→ **Stored data**:

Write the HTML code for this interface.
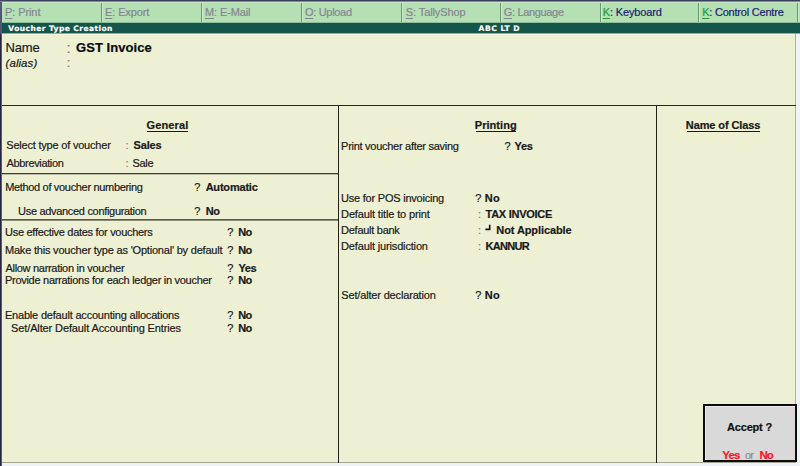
<!DOCTYPE html>
<html>
<head>
<meta charset="utf-8">
<title>Voucher Type Creation</title>
<style>
html,body{margin:0;padding:0;}
body{width:800px;height:466px;overflow:hidden;position:relative;background:#eef0d4;font-family:"Liberation Sans",Arial,sans-serif;font-size:11px;color:#1a1a1a;}
.abs{position:absolute;}
.t{position:absolute;white-space:nowrap;line-height:14px;height:14px;-webkit-text-stroke:0.2px;}
.c{color:#80807a;}
.k{text-decoration:underline;text-underline-offset:2px;}
.kg{color:#2e9a2e;}
.ul{position:absolute;height:1px;background:#1a1a1a;}
.hl{position:absolute;height:1px;background:#2a2a16;}
.vl{position:absolute;width:1px;background:#222218;}
#toolbar{left:2px;top:2px;width:798px;height:21px;background:#b4e0b4;}
#toolbar .hi{position:absolute;left:0;top:0;width:798px;height:1px;background:#c6eac6;}
#toolbar .lo{position:absolute;left:0;top:20px;width:798px;height:1px;background:#7aa48a;}
.sep{position:absolute;top:1px;height:20px;width:1px;background:#6a9a70;}
.sep:after{content:"";position:absolute;left:1px;top:0;width:1px;height:20px;background:#c8ecc8;}
#titlebar{left:2px;top:23px;width:798px;height:10px;background:#14574a;}
#tb-top{left:2px;top:22px;width:798px;height:1px;background:#8fbc9c;}
#tb-bot{left:2px;top:33px;width:798px;height:1px;background:#8fae98;}
#tb-hi{left:2px;top:34px;width:794px;height:1px;background:#f6f4dc;}
#topedge{left:0;top:0;width:800px;height:1px;background:#3f3f5e;}
#topedge2{left:0;top:1px;width:800px;height:1px;background:#7c8a96;}
#leftedge{left:0;top:0;width:1px;height:466px;background:#262643;}
#leftedge2{left:1px;top:0;width:1px;height:466px;background:#5a5a6e;}
#leftedge-top{left:0;top:0;width:2px;height:34px;background:#55557a;}
#rightline{left:795px;top:34px;width:1px;height:429px;background:#aab0a6;}
#rightedge{left:796px;top:34px;width:4px;height:432px;background:#eef3f6;}
#bottomline{left:2px;top:462px;width:794px;height:1px;background:#a4a693;}
#bottomedge{left:2px;top:463px;width:798px;height:3px;background:#eef3f6;}
#accept{left:703px;top:404px;width:90px;height:54px;border:2px solid #0c0c0c;background:#d9d9d9;box-shadow:inset 1px 1px 0 #ececec;}
.tick{position:absolute;background:#1a1a1a;}
</style>
</head>
<body>
<!-- toolbar -->
<div class="abs" id="toolbar">
  <div class="hi"></div><div class="lo"></div>
  <div class="sep" style="left:99px"></div>
  <div class="sep" style="left:199px"></div>
  <div class="sep" style="left:299px"></div>
  <div class="sep" style="left:399px"></div>
  <div class="sep" style="left:498px"></div>
  <div class="sep" style="left:598px"></div>
  <div class="sep" style="left:696px"></div>
  <div class="sep" style="left:795px"></div>
</div>
<div class="abs" id="tb-top"></div>
<div class="abs" id="titlebar"></div>
<div class="abs" id="tb-bot"></div>
<div class="abs" id="tb-hi"></div>

<!-- window edges -->
<div class="abs" id="rightedge"></div>
<div class="abs" id="rightline"></div>
<div class="abs" id="bottomedge"></div>
<div class="abs" id="bottomline"></div>
<div class="abs" id="leftedge"></div>
<div class="abs" id="leftedge2"></div>
<div class="abs" id="leftedge-top"></div>
<div class="abs" id="topedge"></div>
<div class="abs" id="topedge2"></div>

<!-- panel lines -->
<div class="hl" style="left:2px;top:105px;width:794px"></div>
<div class="vl" style="left:338px;top:105px;height:358px"></div>
<div class="vl" style="left:656px;top:105px;height:358px"></div>
<div class="hl" style="left:2px;top:173px;width:336px;background:#3c3c30"></div>
<div class="hl" style="left:2px;top:174px;width:336px;background:#b9bba2"></div>
<div class="hl" style="left:2px;top:219px;width:336px;background:#5a5a48"></div>
<div class="hl" style="left:2px;top:220px;width:336px;background:#8c8d78"></div>

<!-- colons -->
<div class="t c" style="left:66.4px;top:41px;font-size:15px">:</div>
<div class="t c" style="left:66.7px;top:56px;font-size:13px">:</div>
<div class="t c" style="left:125.5px;top:138px">:</div>
<div class="t c" style="left:125.5px;top:156px">:</div>
<div class="t c" style="left:478px;top:207px">:</div>
<div class="t c" style="left:478px;top:223px">:</div>
<div class="t c" style="left:478px;top:239px">:</div>

<!-- end-of-list marker before Not Applicable -->
<svg class="abs" style="left:484px;top:223px" width="8" height="8" viewBox="0 0 8 8"><path d="M5.7 1.7 V6.4 H1.4" stroke="#111" stroke-width="1.6" fill="none"/></svg>

<!-- accept box -->
<div class="abs" id="accept"></div>

<div class="t" style="left:5.48px;top:41px;font-size:13px;letter-spacing:-0.169px;">Name</div>
<div class="t" style="left:76.03px;top:41px;font-size:13px;font-weight:bold;color:#0a0a0a;letter-spacing:0.057px;">GST Invoice</div>
<div class="t" style="left:5.54px;top:56px;font-size:11.5px;font-style:italic;letter-spacing:0.063px;">(alias)</div>
<div class="t" style="left:146.60px;top:118px;font-size:11px;font-weight:bold;letter-spacing:0.118px;">General</div>
<div class="ul" style="left:147.0px;top:131px;width:40.5px"></div>
<div class="t" style="left:6.25px;top:138px;font-size:11px;letter-spacing:-0.204px;">Select type of voucher</div>
<div class="t" style="left:133.54px;top:138px;font-size:11px;font-weight:bold;letter-spacing:-0.160px;">Sales</div>
<div class="t" style="left:6.61px;top:156px;font-size:11px;letter-spacing:-0.361px;">Abbreviation</div>
<div class="t" style="left:132.54px;top:156px;font-size:11px;letter-spacing:-0.314px;">Sale</div>
<div class="t" style="left:5.14px;top:180px;font-size:11px;letter-spacing:-0.323px;">Method of voucher numbering</div>
<div class="t" style="left:194.24px;top:180px;font-size:11px;">?</div>
<div class="t" style="left:205.64px;top:180px;font-size:11px;font-weight:bold;letter-spacing:-0.197px;">Automatic</div>
<div class="t" style="left:18.10px;top:204px;font-size:11px;letter-spacing:-0.313px;">Use advanced configuration</div>
<div class="t" style="left:194.24px;top:204px;font-size:11px;">?</div>
<div class="t" style="left:205.78px;top:204px;font-size:11px;font-weight:bold;letter-spacing:-0.510px;">No</div>
<div class="t" style="left:5.10px;top:225px;font-size:11px;letter-spacing:-0.301px;">Use effective dates for vouchers</div>
<div class="t" style="left:227.23px;top:225px;font-size:11px;">?</div>
<div class="t" style="left:238.21px;top:225px;font-size:11px;font-weight:bold;letter-spacing:-0.608px;">No</div>
<div class="t" style="left:4.97px;top:243px;font-size:11px;letter-spacing:-0.199px;">Make this voucher type as 'Optional' by default</div>
<div class="t" style="left:227.23px;top:243px;font-size:11px;">?</div>
<div class="t" style="left:238.21px;top:243px;font-size:11px;font-weight:bold;letter-spacing:-0.608px;">No</div>
<div class="t" style="left:5.46px;top:261px;font-size:11px;letter-spacing:-0.299px;">Allow narration in voucher</div>
<div class="t" style="left:227.23px;top:261px;font-size:11px;">?</div>
<div class="t" style="left:238.57px;top:261px;font-size:11px;font-weight:bold;letter-spacing:-0.514px;">Yes</div>
<div class="t" style="left:4.97px;top:273px;font-size:11px;letter-spacing:-0.284px;">Provide narrations for each ledger in voucher</div>
<div class="t" style="left:227.23px;top:273px;font-size:11px;">?</div>
<div class="t" style="left:238.21px;top:273px;font-size:11px;font-weight:bold;letter-spacing:-0.608px;">No</div>
<div class="t" style="left:4.97px;top:308px;font-size:11px;letter-spacing:-0.196px;">Enable default accounting allocations</div>
<div class="t" style="left:227.23px;top:308px;font-size:11px;">?</div>
<div class="t" style="left:238.21px;top:308px;font-size:11px;font-weight:bold;letter-spacing:-0.608px;">No</div>
<div class="t" style="left:11.06px;top:321px;font-size:11px;letter-spacing:-0.121px;">Set/Alter Default Accounting Entries</div>
<div class="t" style="left:227.23px;top:321px;font-size:11px;">?</div>
<div class="t" style="left:238.21px;top:321px;font-size:11px;font-weight:bold;letter-spacing:-0.608px;">No</div>
<div class="t" style="left:474.83px;top:118px;font-size:11px;font-weight:bold;letter-spacing:0.032px;">Printing</div>
<div class="ul" style="left:475.8px;top:131px;width:40.2px"></div>
<div class="t" style="left:341.11px;top:139px;font-size:11px;letter-spacing:-0.278px;">Print voucher after saving</div>
<div class="t" style="left:504.57px;top:139px;font-size:11px;">?</div>
<div class="t" style="left:514.57px;top:139px;font-size:11px;font-weight:bold;letter-spacing:-0.322px;">Yes</div>
<div class="t" style="left:341.06px;top:191px;font-size:11px;letter-spacing:-0.223px;">Use for POS invoicing</div>
<div class="t" style="left:475.24px;top:191px;font-size:11px;">?</div>
<div class="t" style="left:484.83px;top:191px;font-size:11px;font-weight:bold;letter-spacing:0.212px;">No</div>
<div class="t" style="left:341.08px;top:207px;font-size:11px;letter-spacing:-0.144px;">Default title to print</div>
<div class="t" style="left:485.60px;top:207px;font-size:11px;font-weight:bold;letter-spacing:-0.284px;">TAX INVOICE</div>
<div class="t" style="left:341.08px;top:223px;font-size:11px;letter-spacing:-0.270px;">Default bank</div>
<div class="t" style="left:496.29px;top:223px;font-size:11px;font-weight:bold;letter-spacing:-0.093px;">Not Applicable</div>
<div class="t" style="left:341.08px;top:239px;font-size:11px;letter-spacing:-0.156px;">Default jurisdiction</div>
<div class="t" style="left:485.61px;top:239px;font-size:11px;font-weight:bold;letter-spacing:-0.734px;">KANNUR</div>
<div class="t" style="left:341.25px;top:288px;font-size:11px;letter-spacing:-0.161px;">Set/alter declaration</div>
<div class="t" style="left:475.24px;top:288px;font-size:11px;">?</div>
<div class="t" style="left:484.83px;top:288px;font-size:11px;font-weight:bold;letter-spacing:0.157px;">No</div>
<div class="t" style="left:685.83px;top:118px;font-size:11px;font-weight:bold;letter-spacing:-0.111px;">Name of Class</div>
<div class="ul" style="left:686.8px;top:131px;width:73.0px"></div>
<div class="t" style="left:727.09px;top:420px;font-size:11px;font-weight:bold;color:#111;letter-spacing:-0.197px;">Accept ?</div>
<div class="t" style="left:722.29px;top:448px;font-size:11.5px;font-weight:bold;color:#ff1526;letter-spacing:-0.825px;">Yes</div>
<div class="t" style="left:744.92px;top:448px;font-size:11px;color:#8c8c8c;letter-spacing:-0.816px;">or</div>
<div class="t" style="left:759.57px;top:448px;font-size:11.5px;font-weight:bold;color:#ff1526;letter-spacing:-1.141px;">No</div>
<div class="t" style="left:5.11px;top:5px;font-size:11px;color:#858592;letter-spacing:-0.105px;"><span class="k">P</span>: Print</div>
<div class="t" style="left:104.97px;top:5px;font-size:11px;color:#858592;letter-spacing:-0.100px;"><span class="k">E</span>: Export</div>
<div class="t" style="left:204.97px;top:5px;font-size:11px;color:#858592;letter-spacing:-0.110px;"><span class="k">M</span>: E-Mail</div>
<div class="t" style="left:304.94px;top:5px;font-size:11px;color:#858592;letter-spacing:-0.305px;"><span class="k">O</span>: Upload</div>
<div class="t" style="left:405.76px;top:5px;font-size:11px;color:#858592;letter-spacing:-0.091px;"><span class="k">S</span>: TallyShop</div>
<div class="t" style="left:503.76px;top:5px;font-size:11px;color:#858592;letter-spacing:-0.336px;"><span class="k">G</span>: Language</div>
<div class="t" style="left:602.80px;top:5px;font-size:11px;color:#1c2070;letter-spacing:-0.159px;"><span class="k kg">K</span>: Keyboard</div>
<div class="t" style="left:702.14px;top:5px;font-size:11px;color:#1c2070;letter-spacing:-0.208px;"><span class="k kg">K</span>: Control Centre</div>
<div class="t" style="left:8.37px;top:22px;font-size:7.5px;font-weight:bold;color:#ffffff;letter-spacing:0.441px;font-family:'DejaVu Sans','Liberation Sans',sans-serif;">Voucher Type Creation</div>
<div class="t" style="left:478.57px;top:22px;font-size:7.5px;font-weight:bold;color:#ffffff;letter-spacing:0.547px;font-family:'DejaVu Sans','Liberation Sans',sans-serif;">ABC LT D</div>
</body>
</html>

→ **Task objective**: Scan the listing above and identify each line holding the string "this"; copy every such line.

→ **Output**:
Write the HTML code for this interface.
<div class="t" style="left:4.97px;top:243px;font-size:11px;letter-spacing:-0.199px;">Make this voucher type as 'Optional' by default</div>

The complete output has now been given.